====== Provided material ======

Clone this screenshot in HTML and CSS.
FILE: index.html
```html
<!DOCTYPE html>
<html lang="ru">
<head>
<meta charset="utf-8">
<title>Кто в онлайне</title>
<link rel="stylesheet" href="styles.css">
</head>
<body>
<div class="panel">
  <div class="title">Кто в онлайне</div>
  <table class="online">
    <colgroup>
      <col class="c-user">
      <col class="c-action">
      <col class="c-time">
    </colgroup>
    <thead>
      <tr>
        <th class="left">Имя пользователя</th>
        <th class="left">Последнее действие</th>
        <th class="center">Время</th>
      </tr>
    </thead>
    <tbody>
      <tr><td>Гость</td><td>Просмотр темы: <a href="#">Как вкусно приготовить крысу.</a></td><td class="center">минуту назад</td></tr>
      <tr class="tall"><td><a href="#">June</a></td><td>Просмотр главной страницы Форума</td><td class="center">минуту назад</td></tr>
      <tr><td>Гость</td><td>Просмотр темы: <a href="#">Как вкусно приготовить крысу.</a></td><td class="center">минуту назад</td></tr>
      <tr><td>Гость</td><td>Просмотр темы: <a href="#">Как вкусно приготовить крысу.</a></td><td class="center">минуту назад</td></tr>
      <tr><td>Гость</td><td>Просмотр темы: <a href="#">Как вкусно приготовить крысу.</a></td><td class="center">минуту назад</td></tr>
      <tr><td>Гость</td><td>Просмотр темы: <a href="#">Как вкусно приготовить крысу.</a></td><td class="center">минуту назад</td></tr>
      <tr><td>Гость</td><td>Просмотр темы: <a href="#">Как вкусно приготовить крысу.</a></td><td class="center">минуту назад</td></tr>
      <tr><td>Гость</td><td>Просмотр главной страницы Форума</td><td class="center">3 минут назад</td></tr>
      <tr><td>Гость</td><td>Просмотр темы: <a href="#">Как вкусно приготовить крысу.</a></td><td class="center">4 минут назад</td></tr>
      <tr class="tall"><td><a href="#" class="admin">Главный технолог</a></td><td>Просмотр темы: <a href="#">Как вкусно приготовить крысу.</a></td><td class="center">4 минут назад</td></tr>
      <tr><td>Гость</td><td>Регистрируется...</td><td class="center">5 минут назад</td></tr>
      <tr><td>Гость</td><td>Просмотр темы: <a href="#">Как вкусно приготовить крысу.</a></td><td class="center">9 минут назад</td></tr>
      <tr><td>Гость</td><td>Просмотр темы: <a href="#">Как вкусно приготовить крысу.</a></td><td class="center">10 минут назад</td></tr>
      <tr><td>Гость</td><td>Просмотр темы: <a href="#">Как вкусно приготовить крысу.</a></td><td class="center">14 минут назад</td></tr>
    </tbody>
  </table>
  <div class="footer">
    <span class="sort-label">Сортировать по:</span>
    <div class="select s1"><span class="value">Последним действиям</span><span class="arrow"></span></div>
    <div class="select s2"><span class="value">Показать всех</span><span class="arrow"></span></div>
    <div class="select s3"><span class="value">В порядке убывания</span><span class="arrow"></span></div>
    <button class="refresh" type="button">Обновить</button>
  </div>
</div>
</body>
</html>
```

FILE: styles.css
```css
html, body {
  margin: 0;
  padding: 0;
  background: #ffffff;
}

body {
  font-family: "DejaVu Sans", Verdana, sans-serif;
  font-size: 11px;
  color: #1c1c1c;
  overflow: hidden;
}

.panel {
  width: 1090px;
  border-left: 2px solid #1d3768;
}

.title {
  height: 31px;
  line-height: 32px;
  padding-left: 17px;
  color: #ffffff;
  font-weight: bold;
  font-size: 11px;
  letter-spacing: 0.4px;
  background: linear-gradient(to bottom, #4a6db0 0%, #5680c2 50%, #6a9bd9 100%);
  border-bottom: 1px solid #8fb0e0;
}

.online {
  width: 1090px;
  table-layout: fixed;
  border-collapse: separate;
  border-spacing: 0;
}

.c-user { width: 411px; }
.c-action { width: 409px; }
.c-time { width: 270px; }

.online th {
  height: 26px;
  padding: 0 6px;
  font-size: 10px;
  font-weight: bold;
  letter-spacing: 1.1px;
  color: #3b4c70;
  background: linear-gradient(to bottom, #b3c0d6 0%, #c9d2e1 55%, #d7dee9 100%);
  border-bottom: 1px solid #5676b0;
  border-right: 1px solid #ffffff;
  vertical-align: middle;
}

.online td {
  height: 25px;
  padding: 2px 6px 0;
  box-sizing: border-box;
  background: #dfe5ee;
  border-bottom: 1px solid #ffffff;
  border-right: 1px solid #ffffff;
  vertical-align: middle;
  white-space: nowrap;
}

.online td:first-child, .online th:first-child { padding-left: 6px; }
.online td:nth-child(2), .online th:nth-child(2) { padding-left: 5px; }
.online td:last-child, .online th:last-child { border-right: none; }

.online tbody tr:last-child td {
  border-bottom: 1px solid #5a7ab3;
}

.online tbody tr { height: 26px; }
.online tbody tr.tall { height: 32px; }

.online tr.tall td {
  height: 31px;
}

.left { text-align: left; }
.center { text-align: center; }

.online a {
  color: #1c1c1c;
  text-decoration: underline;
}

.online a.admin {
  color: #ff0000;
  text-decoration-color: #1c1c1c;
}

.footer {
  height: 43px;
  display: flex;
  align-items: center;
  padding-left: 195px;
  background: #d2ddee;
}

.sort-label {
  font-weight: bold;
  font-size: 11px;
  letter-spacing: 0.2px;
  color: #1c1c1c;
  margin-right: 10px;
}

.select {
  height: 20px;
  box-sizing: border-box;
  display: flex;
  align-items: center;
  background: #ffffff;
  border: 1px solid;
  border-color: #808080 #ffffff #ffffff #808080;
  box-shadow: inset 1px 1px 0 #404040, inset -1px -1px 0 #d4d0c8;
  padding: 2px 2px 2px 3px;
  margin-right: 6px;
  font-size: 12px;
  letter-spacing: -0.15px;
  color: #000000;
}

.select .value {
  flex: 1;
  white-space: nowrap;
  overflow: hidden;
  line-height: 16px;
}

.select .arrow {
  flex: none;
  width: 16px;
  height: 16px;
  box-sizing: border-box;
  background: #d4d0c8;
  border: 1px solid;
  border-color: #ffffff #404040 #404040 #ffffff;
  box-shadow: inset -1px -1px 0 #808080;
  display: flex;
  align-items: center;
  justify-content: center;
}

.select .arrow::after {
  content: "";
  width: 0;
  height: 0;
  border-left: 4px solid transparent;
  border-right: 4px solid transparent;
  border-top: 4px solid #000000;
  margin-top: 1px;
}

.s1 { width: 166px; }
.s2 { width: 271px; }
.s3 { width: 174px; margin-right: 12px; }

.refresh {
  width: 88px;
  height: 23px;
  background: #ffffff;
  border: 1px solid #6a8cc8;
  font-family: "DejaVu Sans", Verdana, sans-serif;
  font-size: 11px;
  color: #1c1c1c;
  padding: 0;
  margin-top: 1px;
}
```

======

__Task instructions__
Repeat the material in full, exactly as it stands.

__Finished exercise__
Clone this screenshot in HTML and CSS.
FILE: index.html
```html
<!DOCTYPE html>
<html lang="ru">
<head>
<meta charset="utf-8">
<title>Кто в онлайне</title>
<link rel="stylesheet" href="styles.css">
</head>
<body>
<div class="panel">
  <div class="title">Кто в онлайне</div>
  <table class="online">
    <colgroup>
      <col class="c-user">
      <col class="c-action">
      <col class="c-time">
    </colgroup>
    <thead>
      <tr>
        <th class="left">Имя пользователя</th>
        <th class="left">Последнее действие</th>
        <th class="center">Время</th>
      </tr>
    </thead>
    <tbody>
      <tr><td>Гость</td><td>Просмотр темы: <a href="#">Как вкусно приготовить крысу.</a></td><td class="center">минуту назад</td></tr>
      <tr class="tall"><td><a href="#">June</a></td><td>Просмотр главной страницы Форума</td><td class="center">минуту назад</td></tr>
      <tr><td>Гость</td><td>Просмотр темы: <a href="#">Как вкусно приготовить крысу.</a></td><td class="center">минуту назад</td></tr>
      <tr><td>Гость</td><td>Просмотр темы: <a href="#">Как вкусно приготовить крысу.</a></td><td class="center">минуту назад</td></tr>
      <tr><td>Гость</td><td>Просмотр темы: <a href="#">Как вкусно приготовить крысу.</a></td><td class="center">минуту назад</td></tr>
      <tr><td>Гость</td><td>Просмотр темы: <a href="#">Как вкусно приготовить крысу.</a></td><td class="center">минуту назад</td></tr>
      <tr><td>Гость</td><td>Просмотр темы: <a href="#">Как вкусно приготовить крысу.</a></td><td class="center">минуту назад</td></tr>
      <tr><td>Гость</td><td>Просмотр главной страницы Форума</td><td class="center">3 минут назад</td></tr>
      <tr><td>Гость</td><td>Просмотр темы: <a href="#">Как вкусно приготовить крысу.</a></td><td class="center">4 минут назад</td></tr>
      <tr class="tall"><td><a href="#" class="admin">Главный технолог</a></td><td>Просмотр темы: <a href="#">Как вкусно приготовить крысу.</a></td><td class="center">4 минут назад</td></tr>
      <tr><td>Гость</td><td>Регистрируется...</td><td class="center">5 минут назад</td></tr>
      <tr><td>Гость</td><td>Просмотр темы: <a href="#">Как вкусно приготовить крысу.</a></td><td class="center">9 минут назад</td></tr>
      <tr><td>Гость</td><td>Просмотр темы: <a href="#">Как вкусно приготовить крысу.</a></td><td class="center">10 минут назад</td></tr>
      <tr><td>Гость</td><td>Просмотр темы: <a href="#">Как вкусно приготовить крысу.</a></td><td class="center">14 минут назад</td></tr>
    </tbody>
  </table>
  <div class="footer">
    <span class="sort-label">Сортировать по:</span>
    <div class="select s1"><span class="value">Последним действиям</span><span class="arrow"></span></div>
    <div class="select s2"><span class="value">Показать всех</span><span class="arrow"></span></div>
    <div class="select s3"><span class="value">В порядке убывания</span><span class="arrow"></span></div>
    <button class="refresh" type="button">Обновить</button>
  </div>
</div>
</body>
</html>
```

FILE: styles.css
```css
html, body {
  margin: 0;
  padding: 0;
  background: #ffffff;
}

body {
  font-family: "DejaVu Sans", Verdana, sans-serif;
  font-size: 11px;
  color: #1c1c1c;
  overflow: hidden;
}

.panel {
  width: 1090px;
  border-left: 2px solid #1d3768;
}

.title {
  height: 31px;
  line-height: 32px;
  padding-left: 17px;
  color: #ffffff;
  font-weight: bold;
  font-size: 11px;
  letter-spacing: 0.4px;
  background: linear-gradient(to bottom, #4a6db0 0%, #5680c2 50%, #6a9bd9 100%);
  border-bottom: 1px solid #8fb0e0;
}

.online {
  width: 1090px;
  table-layout: fixed;
  border-collapse: separate;
  border-spacing: 0;
}

.c-user { width: 411px; }
.c-action { width: 409px; }
.c-time { width: 270px; }

.online th {
  height: 26px;
  padding: 0 6px;
  font-size: 10px;
  font-weight: bold;
  letter-spacing: 1.1px;
  color: #3b4c70;
  background: linear-gradient(to bottom, #b3c0d6 0%, #c9d2e1 55%, #d7dee9 100%);
  border-bottom: 1px solid #5676b0;
  border-right: 1px solid #ffffff;
  vertical-align: middle;
}

.online td {
  height: 25px;
  padding: 2px 6px 0;
  box-sizing: border-box;
  background: #dfe5ee;
  border-bottom: 1px solid #ffffff;
  border-right: 1px solid #ffffff;
  vertical-align: middle;
  white-space: nowrap;
}

.online td:first-child, .online th:first-child { padding-left: 6px; }
.online td:nth-child(2), .online th:nth-child(2) { padding-left: 5px; }
.online td:last-child, .online th:last-child { border-right: none; }

.online tbody tr:last-child td {
  border-bottom: 1px solid #5a7ab3;
}

.online tbody tr { height: 26px; }
.online tbody tr.tall { height: 32px; }

.online tr.tall td {
  height: 31px;
}

.left { text-align: left; }
.center { text-align: center; }

.online a {
  color: #1c1c1c;
  text-decoration: underline;
}

.online a.admin {
  color: #ff0000;
  text-decoration-color: #1c1c1c;
}

.footer {
  height: 43px;
  display: flex;
  align-items: center;
  padding-left: 195px;
  background: #d2ddee;
}

.sort-label {
  font-weight: bold;
  font-size: 11px;
  letter-spacing: 0.2px;
  color: #1c1c1c;
  margin-right: 10px;
}

.select {
  height: 20px;
  box-sizing: border-box;
  display: flex;
  align-items: center;
  background: #ffffff;
  border: 1px solid;
  border-color: #808080 #ffffff #ffffff #808080;
  box-shadow: inset 1px 1px 0 #404040, inset -1px -1px 0 #d4d0c8;
  padding: 2px 2px 2px 3px;
  margin-right: 6px;
  font-size: 12px;
  letter-spacing: -0.15px;
  color: #000000;
}

.select .value {
  flex: 1;
  white-space: nowrap;
  overflow: hidden;
  line-height: 16px;
}

.select .arrow {
  flex: none;
  width: 16px;
  height: 16px;
  box-sizing: border-box;
  background: #d4d0c8;
  border: 1px solid;
  border-color: #ffffff #404040 #404040 #ffffff;
  box-shadow: inset -1px -1px 0 #808080;
  display: flex;
  align-items: center;
  justify-content: center;
}

.select .arrow::after {
  content: "";
  width: 0;
  height: 0;
  border-left: 4px solid transparent;
  border-right: 4px solid transparent;
  border-top: 4px solid #000000;
  margin-top: 1px;
}

.s1 { width: 166px; }
.s2 { width: 271px; }
.s3 { width: 174px; margin-right: 12px; }

.refresh {
  width: 88px;
  height: 23px;
  background: #ffffff;
  border: 1px solid #6a8cc8;
  font-family: "DejaVu Sans", Verdana, sans-serif;
  font-size: 11px;
  color: #1c1c1c;
  padding: 0;
  margin-top: 1px;
}
```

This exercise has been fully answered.